Van de overige deskundigen genoemd in lid 1 en lid 6 wordt verwacht dat zij hun inbreng baseren op nauwe betrokkenheid bij de doelgroep die men vertegenwoordigt.
In lid 5 wordt bedoeld dat het niet wenselijk is dat het aantal leden van een werkgroep lager is dan 6. In een dergelijk geval wordt verwacht dat de WMO-raad activiteiten onderneemt om dit aantal tot minimaal 6 aan te vullen.
Voor lid 9 geldt dat het college ook ontslag zal overwegen op voordracht van betreffende werkgroep.
Bij de start van een beleidstraject worden er afspraken gemaakt tussen de gemeente en de WMO-raad over de momenten waarop de WMO-raad bij de ontwikkeling van het beleid betrokken wordt.

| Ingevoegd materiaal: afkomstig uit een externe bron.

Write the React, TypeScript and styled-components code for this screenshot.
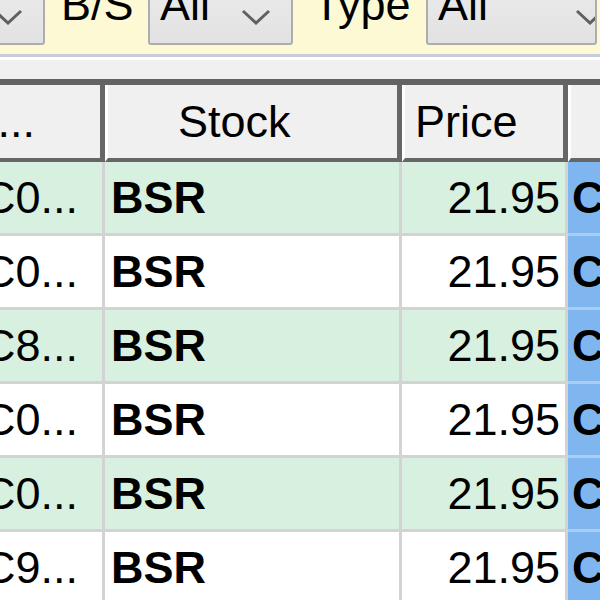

Bij complexe onderwerpen waarvoor tevens een raadsbesluit nodig is, zullen er in de rede minimaal 3 momenten voor overleg en/of advies zijn: bij de start van het beleidstraject, gaandeweg voor informeel advies en uiteindelijk voor formeel advies.
Over het aantal weken dat de WMO-raad de tijd krijgt om formeel advies uit te brengen ten behoeve van een definitief collegebesluit wordt in deze verordening vastgelegd dat dit in de regel minimaal 4 weken is.
Met de omschrijving “in de regel minimaal 4 weken” wordt de mogelijkheid opengehouden om indien het college bijvoorbeeld door landelijke wetswijzigingen wordt gedwongen binnen korte termijn een collegebesluit te nemen of een raadsbesluit voor te bereiden af te wijken van deze termijn. Indien dit aan de orde is, zal dit zo spoedig mogelijk worden gecommuniceerd met het bestuur van de WMO-raad.
In die gevallen dat een beleidsvoornemen volgens de inspraakverordening van de gemeente Oss in een inspraakprocedure wordt gebracht, heeft de WMO-raad de gelegenheid om tijdens deze procedure advies uit te brengen. Gebruikelijk is een inspraaktermijn van 6 weken voor het naar voren brengen van een zienswijze.
Bij financiële middelen zoals bedoeld in lid 1 gaat het om zaken als inhoudelijke ondersteuning, deskundigheidsbevordering, secretariële ondersteuning, overleg met achterban, landelijke en regionale contacten, onkostenvergoedingen en public relations & voorlichting.
Nadere regels die het college van burgemeester en wethouders stelt, kunnen nooit in tegenspraak zijn met de verordening.